L’episodio, che non è affatto l’unico, e potrei ricordarne ancora ma ci sarà l’occasione senz’altro, serve in realtà per un’altra considerazione: la sinistra che anche in queste elezioni si presenta divisa contro il PD renziano, quali antidoti sta predisponendo affinché le elezioni, se andassero bene, non siano ancora una volta il trampolino di lancio per politici che domani o doman l’altro, alla prima occasione decidano di proseguire per la loro strada, smentendo gli impegni assunti con la candidatura su una linea politica?

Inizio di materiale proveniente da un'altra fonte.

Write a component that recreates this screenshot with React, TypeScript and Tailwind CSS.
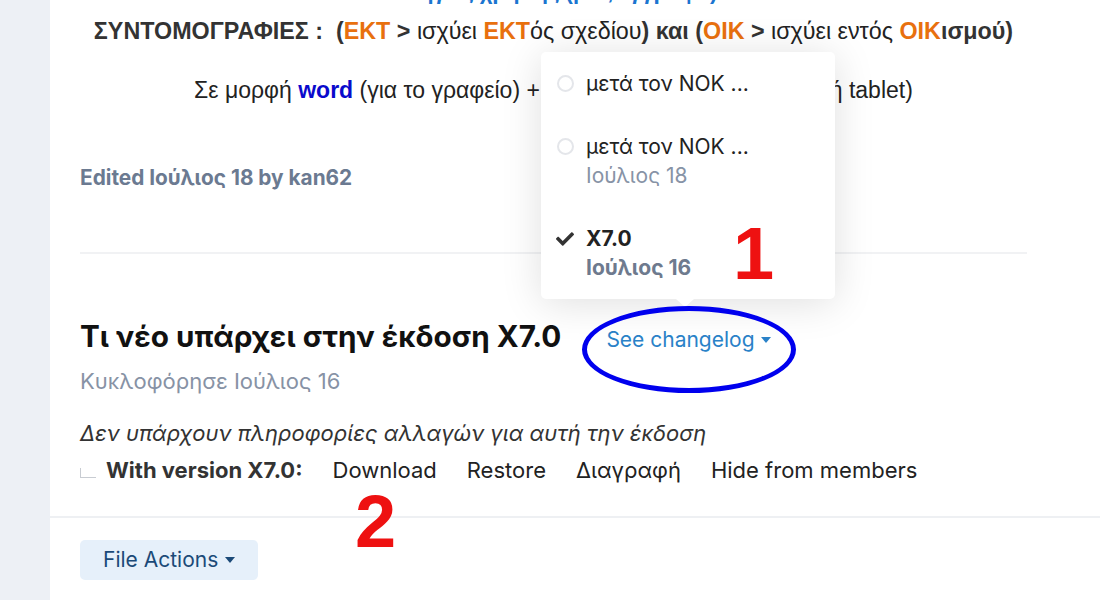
import React from 'react';

const UI = { fontFamily: 'Inter, "Noto Sans", sans-serif' };
const ARTICLE = { fontFamily: '"Liberation Sans", Arial, sans-serif' };

function Caret({ className }: { className: string }) {
  return (
    <svg viewBox="0 0 10 6" className={className} fill="currentColor">
      <path d="M0 0h10L5 6z" />
    </svg>
  );
}

function Check() {
  return (
    <svg viewBox="0 0 512 512" className="w-[18px] h-[18px] text-[#333]" fill="currentColor">
      <path d="M173.9 439.4l-166.4-166.4c-10-10-10-26.2 0-36.2l36.2-36.2c10-10 26.2-10 36.2 0L192 312.7 432.1 72.6c10-10 26.2-10 36.2 0l36.2 36.2c10 10 10 26.2 0 36.2L210.1 439.4c-10 10-26.2 10-36.2 0z" />
    </svg>
  );
}

function VersionItem({
  title,
  date,
  current,
}: {
  title: string;
  date?: string;
  current?: boolean;
}) {
  return (
    <div className="flex items-start gap-[12px] px-[15px] py-[17px] leading-[29px] text-[21px]">
      <div className="w-[18px] h-[29px] flex items-center justify-center shrink-0">
        {current ? (
          <Check />
        ) : (
          <span className="block w-[17px] h-[17px] rounded-full border-2 border-[#e4e6ea]" />
        )}
      </div>
      <div>
        <div className={current ? 'font-bold text-[#222]' : 'text-[#222]'}>{title}</div>
        {date && (
          <div className={current ? 'font-bold text-[#6e7a8e]' : 'text-[#8793a6]'}>{date}</div>
        )}
      </div>
    </div>
  );
}

export default function App() {
  return (
    <div className="flex w-[1100px] h-[600px] overflow-hidden bg-white" style={UI}>
      <div className="w-[50px] shrink-0 bg-[#edf0f5]" />

      <div className="relative flex-1 bg-white">
        {/* article body */}
        <div className="px-[30px] pr-[73px]">
          <div className="h-[5px] overflow-hidden text-center">
            <div
              className="-mt-[21px] text-[22px] font-bold text-[#1b75d0] leading-[26px]"
              style={ARTICLE}
            >
              Οδηγίες χρήσης (pdf, έγγραφο)
            </div>
          </div>

          <p className="mt-[12px] text-center text-[23.3px] leading-[28px] text-[#222] whitespace-nowrap" style={ARTICLE}>
            <b className="text-[#333]">ΣΥΝΤΟΜΟΓΡΑΦΙΕΣ :&nbsp; (</b>
            <b className="text-[#e8700e]">ΕΚΤ</b>
            <b className="text-[#333]"> &gt;</b> ισχύει <b className="text-[#e8700e]">ΕΚΤ</b>ός σχεδίου
            <b className="text-[#333]">) και (</b>
            <b className="text-[#e8700e]">ΟΙΚ</b>
            <b className="text-[#333]"> &gt;</b> ισχύει εντός <b className="text-[#e8700e]">ΟΙΚ</b>
            <b className="text-[#333]">ισμού)</b>
          </p>

          <p className="mt-[31px] text-center text-[23px] leading-[28px] text-[#222] whitespace-nowrap" style={ARTICLE}>
            Σε μορφή <b className="text-[#0a0acc]">word</b> (για το γραφείο) + σε μορφή pdf (για το κινητό ή tablet)
          </p>

          <div className="mt-[61px] text-[20.8px] leading-[26px] font-bold text-[#6b7a91]">
            Edited Ιούλιος 18 by kan62
          </div>

          <div className="mt-[61px] h-[2px] bg-[#f1f2f4]" />

          <div className="mt-[64px] flex items-baseline gap-[45px]">
            <h2 className="text-[29.7px] leading-[36px] font-bold text-[#111]">
              Τι νέο υπάρχει στην έκδοση X7.0
            </h2>
            <button className="flex items-center gap-[6px] text-[21px] text-[#2a82c8]">
              See changelog
              <Caret className="w-[10px] h-[6px]" />
            </button>
          </div>

          <div className="mt-[11px] text-[22px] leading-[28px] text-[#8792a5]">
            Κυκλοφόρησε Ιούλιος 16
          </div>

          <div className="mt-[24px] text-[22px] leading-[28px] italic text-[#333]">
            Δεν υπάρχουν πληροφορίες αλλαγών για αυτή την έκδοση
          </div>

          <div className="mt-[9px] flex items-center text-[22px] leading-[28px] text-[#222]">
            <span className="w-[16px] h-[10px] mt-[6px] border-l border-b border-[#c8ccd2]" />
            <b className="ml-[10px] text-[#333]">With version X7.0:</b>
            <div className="ml-[30px] flex gap-[30px]">
              <span>Download</span>
              <span>Restore</span>
              <span>Διαγραφή</span>
              <span>Hide from members</span>
            </div>
          </div>
        </div>

        <div className="mt-[32px] h-[2px] bg-[#eef0f3]" />

        <div className="px-[30px] pt-[22px]">
          <button className="flex items-center gap-[7px] h-[40px] px-[23px] rounded-[5px] bg-[#e6f0fa] text-[21px] text-[#1b4a78]">
            File Actions
            <Caret className="w-[10px] h-[6px]" />
          </button>
        </div>

        {/* changelog dropdown */}
        <div className="absolute left-[491px] top-[52px] w-[294px] rounded-[5px] bg-white shadow-[0_4px_40px_rgba(0,0,0,0.13)]">
          <VersionItem title="μετά τον ΝΟΚ ..." />
          <VersionItem title="μετά τον ΝΟΚ ..." date="Ιούλιος 18" />
          <VersionItem title="X7.0" date="Ιούλιος 16" current />
          <div className="absolute left-[135px] -bottom-[8px] w-0 h-0 border-l-[9px] border-r-[9px] border-t-[8px] border-l-transparent border-r-transparent border-t-white" />
        </div>

        {/* annotations */}
        <div className="absolute left-[532px] top-[306px] w-[214px] h-[87px] rounded-[50%] border-[5px] border-[#0000ee]" />
        <div
          className="absolute left-[683px] top-[214px] text-[74px] leading-[80px] font-bold text-[#ee1111]"
          style={ARTICLE}
        >
          1
        </div>
        <div
          className="absolute left-[305px] top-[482px] text-[74px] leading-[80px] font-bold text-[#ee1111]"
          style={ARTICLE}
        >
          2
        </div>
      </div>
    </div>
  );
}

Che tipo di progetto politico ed organizzativo si sta costruendo per il futuro? Saremo in grado di non ripetere i fallimenti del passato? Guardando il panorama non c’è da essere tranquilli. Già il fatto che non c’è una sola lista a sinistra è una grave ragione di debolezza complessiva, il Brancaccio è stata una bella speranza subito naufragata, ma resta tutta intera l’esigenza di pensare al dopo, a un soggetto politico che sia in grado di durare nel tempo, di radicarsi nel Paese, di avere una sua configurazione sociale, culturale e politica. Paradossalmente ci troviamo in una fase in cui mai le potenzialità di un successo per la sinistra sono alte e la frammentazione cosi profonda. Se non si mettono in campo energie e capacità autentiche, anche questo passaggio corre il rischio di essere a vuoto, auguriamoci di no, ma il disincanto prende decisamente il sopravvento.